Describe alternatives you've considered Cheating by using ulong instead of a void far * is not really a good way to go, because we are loosing the fact it is a pointer and not just a number.

Also it have to remember that a far pointer is not a linear address, but the a Segment:Offset pointer

Additional context N/A

ghidra1 commented 5 years ago

We currently lack the ability to retain pointer attributes other than size and referenced datatype. The notion of near/far seems a reasonable generic pointer concept which could be applied in the future.

Within the listing you can utilize an explicitly sized pointer (e.g., pointer32) which can be used as a far pointer. When applied on pointers stored in memory it will interpret the bytes properly and may be handled within the decompiler (I'm not certain but I would hope so).

Regarding header parsing: Since the mapping of "far pointer" to a 32-bit pointer is sensitive to the target compiler spec and without the ability to retain pointer metadata, a header C-Parse would need to specifically target the x86-16 to map far pointers to pointer32.

Godzil commented 5 years ago

Well, yes, pointer32 allow to use the proper size, but if the far pointer is to a known structure we lost all of the information about it, that really don't help to reverse code.

And the more complex the structure the more difficult the task is.
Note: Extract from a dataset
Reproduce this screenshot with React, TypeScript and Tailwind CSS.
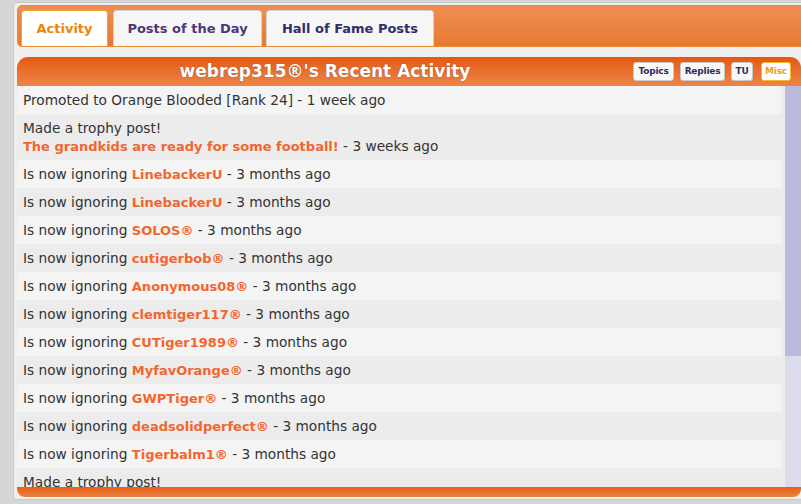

To take a concrete example, such a structure is really difficult to follow without having the proper type:

struct _FsIL {
    IL super;
    fent_t far *(far *_entries)(FS fs);
    int (far *_n_entries)(FS fs);
    int (far *_getent)(FS fs, int n, fent_t far *fep);
    int (far *_findent)(FS fs, char far *fname, fent_t far *fep);
    void far *(far *_mmap)(FS fs, char far *fname);
    int (far *_open)(FS fs, char far *fname, int mode, int perms);
    int (far *_close)(int fd);
    int (far *_read)(int fd, char far *buf, int len);
    int (far *_write)(int fd, char far *buf, int len);
    long (far *_lseek)(int fd, long offset, int origin);
    int (far *_chmod)(FS fs, char far *fname, int mode);
    int (far *_freeze)(FS fs, char far *fname);
    int (far *_melt)(FS fs, char far *fname);
    int (far *_creat)(FS fs, fent_t far *fep);
    int (far *_unlink)(FS fs, char far *fname);
    int (far *_newfs)(FS fs);
    int (far *_defrag)(FS fs);
    unsigned long (far *_space)(FS fs);
};
GregoryMorse commented 5 years ago

I would point out that there are different models as well for the compiler and functions.

There is: near and far code, near and far data. This yields 4 possible combinations. Since function pointers and data pointers are both possible and such, all of this needs to be taken into account. A lot of bugs have been fixed in the backend (see the PRs) but the frontend is still lacking the ability to take advantage of the fixes - as having proper type information is crucial for good output.

claunia commented 4 years ago

Well this basically made it quite useless for 16-bit OS/2 where by DEFAULT a pointer is a far pointer, but ghidra marks all pointers as 16-bit without any way I can find of changing the default decompiler pointer size to 32-bit.

Godzil commented 4 years ago

Well a far pointer is not really a 32bit pointer either as they are linear pointer and not segment pointer. They need to add proper support for segmentation and the pointer related, meaning they need to support the fact that pointer may need to store more info than just the size.

Though as the assembly code the opcode for a far call or a near call is not the same so if the disassembler show a near pointer, that mean that's probably what the code is doing. Whatevr is the "default" on a operating system. The OS does not change the application code. The "default" value for compilation is, I think, useless for the disassembler/decompiler, as these info are to tell the compiler what type of pointer to use by default in the generated code, Ghidra use the generated code to derive the pointer size.

Wall-AF commented 3 years ago

Is this on anyone's radar?